**WHAT IS EXPECTED**
Repeat the material verbatim and drop the pictures.

**GIVEN DATA**

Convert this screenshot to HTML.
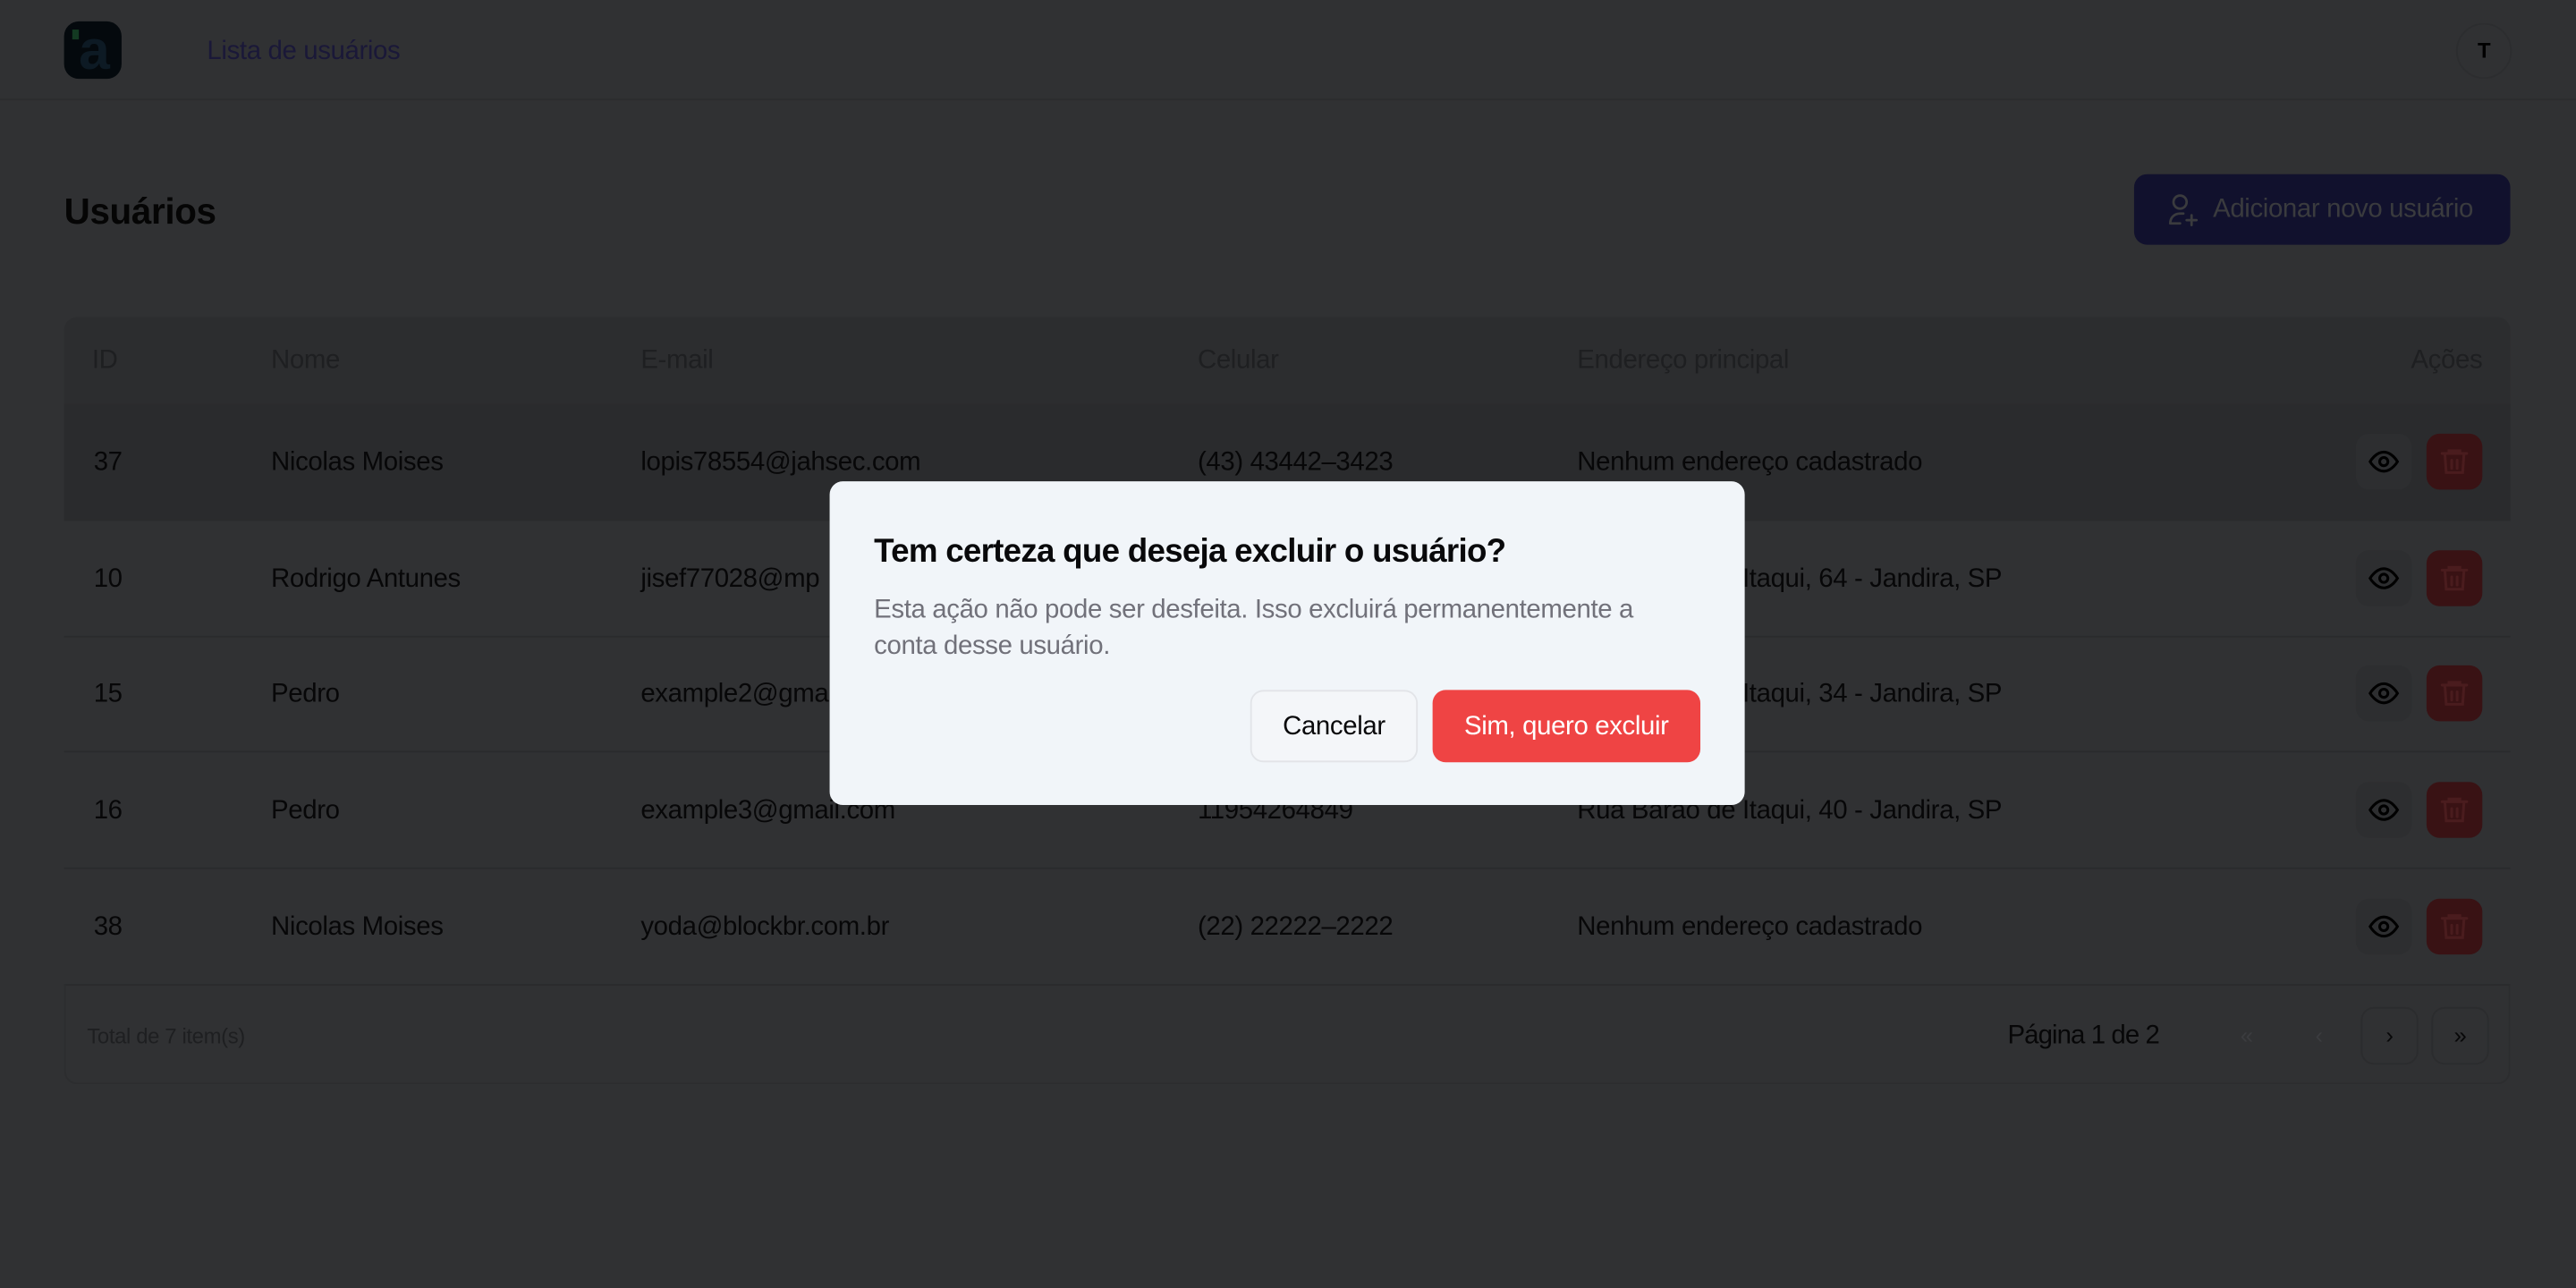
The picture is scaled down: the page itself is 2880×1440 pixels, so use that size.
<!DOCTYPE html>
<html><head><meta charset="utf-8"><style>
html,body{margin:0;padding:0;width:2880px;height:1440px;overflow:hidden;background:#303133;}
#w{width:1568px;height:784px;transform:scale(1.836735);transform-origin:0 0;position:relative;font-family:"Liberation Sans",sans-serif;color:#070708;letter-spacing:-0.2px}
.a{position:absolute}
.row{position:absolute;left:39px;width:1489px;height:70px;border-bottom:1px solid #2a2b2d;}
.row span{position:absolute;top:50%;transform:translateY(-44%);font-size:16px;white-space:nowrap;}
.eye{position:absolute;left:1395px;top:18px;width:34px;height:34px;border-radius:8px;background:#2d2e30;}
.tr{position:absolute;left:1438px;top:18px;width:34px;height:34px;border-radius:8px;background:#391214;}
.eye svg,.tr svg{position:absolute;left:7px;top:7px}
.pg{position:absolute;top:613px;width:33px;height:33px;border-radius:8px;border:1px solid #2b2c2e;color:#070708;font-size:14px;text-align:center;line-height:33px}
</style></head><body><div id="w">
<div class="a" style="left:0;top:0;width:1568px;height:60px;border-bottom:1px solid #2b2c2e"></div>
<div class="a" style="left:39px;top:13px;width:35px;height:35px;border-radius:9px;background:#04090d;overflow:hidden">
<div class="a" style="left:5px;top:5px;width:4px;height:6px;background:#133a22"></div>
<div class="a" style="left:9px;top:5px;width:20px;height:28px;color:#0d1a24;font-size:34px;line-height:26px;font-weight:bold">a</div></div>
<div class="a" style="left:126px;top:23px;font-size:16px;color:#1a1838">Lista de usuários</div>
<div class="a" style="left:1495px;top:14px;width:32px;height:32px;border-radius:50%;border:1px solid #2c2d2f;text-align:center;line-height:32px;font-size:13px;font-weight:bold;color:#000">T</div>
<div class="a" style="left:39px;top:116px;font-size:22px;font-weight:bold;color:#050505">Usuários</div>
<div class="a" style="left:1299px;top:106px;width:229px;height:43px;border-radius:8px;background:#11112d">
<svg class="a" style="left:18px;top:10px" width="24" height="24" viewBox="0 0 24 24" fill="none" stroke="#3a3b3e" stroke-width="1.5" stroke-linecap="round"><circle cx="10" cy="7" r="4"/><path d="M4 20c0-4 3-6 6-6h2M4 20h6M17 15v6M14 18h6"/></svg>
<div class="a" style="left:48px;top:13px;font-size:16px;color:#3a3b3e;white-space:nowrap">Adicionar novo usuário</div></div>
<div class="a" style="left:39px;top:193px;width:1489px;height:53px;border-radius:8px 8px 0 0;background:#2c2d2f"></div>
<div class="a" style="left:39px;top:193px;width:1489px;height:53px;font-size:16px;color:#1e1f21">
<span class="a" style="left:17px;top:18px">ID</span><span class="a" style="left:126px;top:18px">Nome</span><span class="a" style="left:351px;top:18px">E-mail</span><span class="a" style="left:690px;top:18px">Celular</span><span class="a" style="left:921px;top:18px">Endereço principal</span><span class="a" style="right:17px;top:18px">Ações</span></div>
<div class="row" style="top:246px;background:#2a2b2d"><span style="left:18px">37</span><span style="left:126px">Nicolas Moises</span><span style="left:351px">lopis78554@jahsec.com</span><span style="left:690px">(43) 43442–3423</span><span style="left:921px">Nenhum endereço cadastrado</span><div class="eye"></div><div class="tr"></div></div>
<div class="row" style="top:317px"><span style="left:18px">10</span><span style="left:126px">Rodrigo Antunes</span><span style="left:351px">jisef77028@mp</span><span style="left:921px">Rua Barão de Itaqui, 64 - Jandira, SP</span><div class="eye"></div><div class="tr"></div></div>
<div class="row" style="top:387px"><span style="left:18px">15</span><span style="left:126px">Pedro</span><span style="left:351px">example2@gma</span><span style="left:921px">Rua Barão de Itaqui, 34 - Jandira, SP</span><div class="eye"></div><div class="tr"></div></div>
<div class="row" style="top:458px"><span style="left:18px">16</span><span style="left:126px">Pedro</span><span style="left:351px">example3@gmail.com</span><span style="left:690px">11954264849</span><span style="left:921px">Rua Barão de Itaqui, 40 - Jandira, SP</span><div class="eye"></div><div class="tr"></div></div>
<div class="row" style="top:529px"><span style="left:18px">38</span><span style="left:126px">Nicolas Moises</span><span style="left:351px">yoda@blockbr.com.br</span><span style="left:690px">(22) 22222–2222</span><span style="left:921px">Nenhum endereço cadastrado</span><div class="eye"></div><div class="tr"></div></div>
<div class="a" style="left:39px;top:599px;width:1487px;height:60px;border:1px solid #2c2d2f;border-top:none;border-radius:0 0 8px 8px"></div>
<div class="a" style="left:53px;top:623px;font-size:13px;color:#1e1f21">Total de 7 item(s)</div>
<div class="a" style="left:1222px;top:622px;font-size:16px;letter-spacing:-0.5px">Página 1 de 2</div>
<div class="pg" style="left:1350px;border-color:transparent;color:#3b3c3f">«</div>
<div class="pg" style="left:1394px;border-color:transparent;color:#3b3c3f">‹</div>
<div class="pg" style="left:1437px">›</div>
<div class="pg" style="left:1480px">»</div>
<div class="a" style="left:505px;top:293px;width:557px;height:197px;border-radius:8px;background:#f1f5f9">
<div class="a" style="left:27px;top:32px;font-size:20px;font-weight:bold;color:#09090b;white-space:nowrap;letter-spacing:-0.4px">Tem certeza que deseja excluir o usuário?</div>
<div class="a" style="left:27px;top:68px;width:500px;font-size:16px;line-height:22px;color:#71717a">Esta ação não pode ser desfeita. Isso excluirá permanentemente a conta desse usuário.</div>
<div class="a" style="left:256px;top:127px;width:100px;height:42px;border:1px solid #e2e4e8;border-radius:8px;background:#f4f6f9;text-align:center;line-height:44px;font-size:16px;color:#09090b">Cancelar</div>
<div class="a" style="left:367px;top:127px;width:163px;height:44px;border-radius:8px;background:#ef4444;text-align:center;line-height:46px;font-size:16px;color:#fff">Sim, quero excluir</div>
</div>
</div>
<script>
document.querySelectorAll('.eye').forEach(e=>e.innerHTML='<svg width="20" height="20" viewBox="0 0 24 24" fill="none" stroke="#000" stroke-width="2"><path d="M2 12s4-7 10-7 10 7 10 7-4 7-10 7S2 12 2 12z"/><circle cx="12" cy="12" r="3"/></svg>');
document.querySelectorAll('.tr').forEach(e=>e.innerHTML='<svg width="20" height="20" viewBox="0 0 24 24" fill="none" stroke="#4a1c1e" stroke-width="2" stroke-linecap="round"><path d="M3 6h18M8 6V4h8v2M5 6l1 14h12l1-14M10 11v6M14 11v6"/></svg>');
</script>
</body></html>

**WRITTEN SOLUTION**
Convert this screenshot to HTML.
The picture is scaled down: the page itself is 2880×1440 pixels, so use that size.
<!DOCTYPE html>
<html><head><meta charset="utf-8"><style>
html,body{margin:0;padding:0;width:2880px;height:1440px;overflow:hidden;background:#303133;}
#w{width:1568px;height:784px;transform:scale(1.836735);transform-origin:0 0;position:relative;font-family:"Liberation Sans",sans-serif;color:#070708;letter-spacing:-0.2px}
.a{position:absolute}
.row{position:absolute;left:39px;width:1489px;height:70px;border-bottom:1px solid #2a2b2d;}
.row span{position:absolute;top:50%;transform:translateY(-44%);font-size:16px;white-space:nowrap;}
.eye{position:absolute;left:1395px;top:18px;width:34px;height:34px;border-radius:8px;background:#2d2e30;}
.tr{position:absolute;left:1438px;top:18px;width:34px;height:34px;border-radius:8px;background:#391214;}
.eye svg,.tr svg{position:absolute;left:7px;top:7px}
.pg{position:absolute;top:613px;width:33px;height:33px;border-radius:8px;border:1px solid #2b2c2e;color:#070708;font-size:14px;text-align:center;line-height:33px}
</style></head><body><div id="w">
<div class="a" style="left:0;top:0;width:1568px;height:60px;border-bottom:1px solid #2b2c2e"></div>
<div class="a" style="left:39px;top:13px;width:35px;height:35px;border-radius:9px;background:#04090d;overflow:hidden">
<div class="a" style="left:5px;top:5px;width:4px;height:6px;background:#133a22"></div>
<div class="a" style="left:9px;top:5px;width:20px;height:28px;color:#0d1a24;font-size:34px;line-height:26px;font-weight:bold">a</div></div>
<div class="a" style="left:126px;top:23px;font-size:16px;color:#1a1838">Lista de usuários</div>
<div class="a" style="left:1495px;top:14px;width:32px;height:32px;border-radius:50%;border:1px solid #2c2d2f;text-align:center;line-height:32px;font-size:13px;font-weight:bold;color:#000">T</div>
<div class="a" style="left:39px;top:116px;font-size:22px;font-weight:bold;color:#050505">Usuários</div>
<div class="a" style="left:1299px;top:106px;width:229px;height:43px;border-radius:8px;background:#11112d">
<svg class="a" style="left:18px;top:10px" width="24" height="24" viewBox="0 0 24 24" fill="none" stroke="#3a3b3e" stroke-width="1.5" stroke-linecap="round"><circle cx="10" cy="7" r="4"/><path d="M4 20c0-4 3-6 6-6h2M4 20h6M17 15v6M14 18h6"/></svg>
<div class="a" style="left:48px;top:13px;font-size:16px;color:#3a3b3e;white-space:nowrap">Adicionar novo usuário</div></div>
<div class="a" style="left:39px;top:193px;width:1489px;height:53px;border-radius:8px 8px 0 0;background:#2c2d2f"></div>
<div class="a" style="left:39px;top:193px;width:1489px;height:53px;font-size:16px;color:#1e1f21">
<span class="a" style="left:17px;top:18px">ID</span><span class="a" style="left:126px;top:18px">Nome</span><span class="a" style="left:351px;top:18px">E-mail</span><span class="a" style="left:690px;top:18px">Celular</span><span class="a" style="left:921px;top:18px">Endereço principal</span><span class="a" style="right:17px;top:18px">Ações</span></div>
<div class="row" style="top:246px;background:#2a2b2d"><span style="left:18px">37</span><span style="left:126px">Nicolas Moises</span><span style="left:351px">lopis78554@jahsec.com</span><span style="left:690px">(43) 43442–3423</span><span style="left:921px">Nenhum endereço cadastrado</span><div class="eye"></div><div class="tr"></div></div>
<div class="row" style="top:317px"><span style="left:18px">10</span><span style="left:126px">Rodrigo Antunes</span><span style="left:351px">jisef77028@mp</span><span style="left:921px">Rua Barão de Itaqui, 64 - Jandira, SP</span><div class="eye"></div><div class="tr"></div></div>
<div class="row" style="top:387px"><span style="left:18px">15</span><span style="left:126px">Pedro</span><span style="left:351px">example2@gma</span><span style="left:921px">Rua Barão de Itaqui, 34 - Jandira, SP</span><div class="eye"></div><div class="tr"></div></div>
<div class="row" style="top:458px"><span style="left:18px">16</span><span style="left:126px">Pedro</span><span style="left:351px">example3@gmail.com</span><span style="left:690px">11954264849</span><span style="left:921px">Rua Barão de Itaqui, 40 - Jandira, SP</span><div class="eye"></div><div class="tr"></div></div>
<div class="row" style="top:529px"><span style="left:18px">38</span><span style="left:126px">Nicolas Moises</span><span style="left:351px">yoda@blockbr.com.br</span><span style="left:690px">(22) 22222–2222</span><span style="left:921px">Nenhum endereço cadastrado</span><div class="eye"></div><div class="tr"></div></div>
<div class="a" style="left:39px;top:599px;width:1487px;height:60px;border:1px solid #2c2d2f;border-top:none;border-radius:0 0 8px 8px"></div>
<div class="a" style="left:53px;top:623px;font-size:13px;color:#1e1f21">Total de 7 item(s)</div>
<div class="a" style="left:1222px;top:622px;font-size:16px;letter-spacing:-0.5px">Página 1 de 2</div>
<div class="pg" style="left:1350px;border-color:transparent;color:#3b3c3f">«</div>
<div class="pg" style="left:1394px;border-color:transparent;color:#3b3c3f">‹</div>
<div class="pg" style="left:1437px">›</div>
<div class="pg" style="left:1480px">»</div>
<div class="a" style="left:505px;top:293px;width:557px;height:197px;border-radius:8px;background:#f1f5f9">
<div class="a" style="left:27px;top:32px;font-size:20px;font-weight:bold;color:#09090b;white-space:nowrap;letter-spacing:-0.4px">Tem certeza que deseja excluir o usuário?</div>
<div class="a" style="left:27px;top:68px;width:500px;font-size:16px;line-height:22px;color:#71717a">Esta ação não pode ser desfeita. Isso excluirá permanentemente a conta desse usuário.</div>
<div class="a" style="left:256px;top:127px;width:100px;height:42px;border:1px solid #e2e4e8;border-radius:8px;background:#f4f6f9;text-align:center;line-height:44px;font-size:16px;color:#09090b">Cancelar</div>
<div class="a" style="left:367px;top:127px;width:163px;height:44px;border-radius:8px;background:#ef4444;text-align:center;line-height:46px;font-size:16px;color:#fff">Sim, quero excluir</div>
</div>
</div>
<script>
document.querySelectorAll('.eye').forEach(e=>e.innerHTML='<svg width="20" height="20" viewBox="0 0 24 24" fill="none" stroke="#000" stroke-width="2"><path d="M2 12s4-7 10-7 10 7 10 7-4 7-10 7S2 12 2 12z"/><circle cx="12" cy="12" r="3"/></svg>');
document.querySelectorAll('.tr').forEach(e=>e.innerHTML='<svg width="20" height="20" viewBox="0 0 24 24" fill="none" stroke="#4a1c1e" stroke-width="2" stroke-linecap="round"><path d="M3 6h18M8 6V4h8v2M5 6l1 14h12l1-14M10 11v6M14 11v6"/></svg>');
</script>
</body></html>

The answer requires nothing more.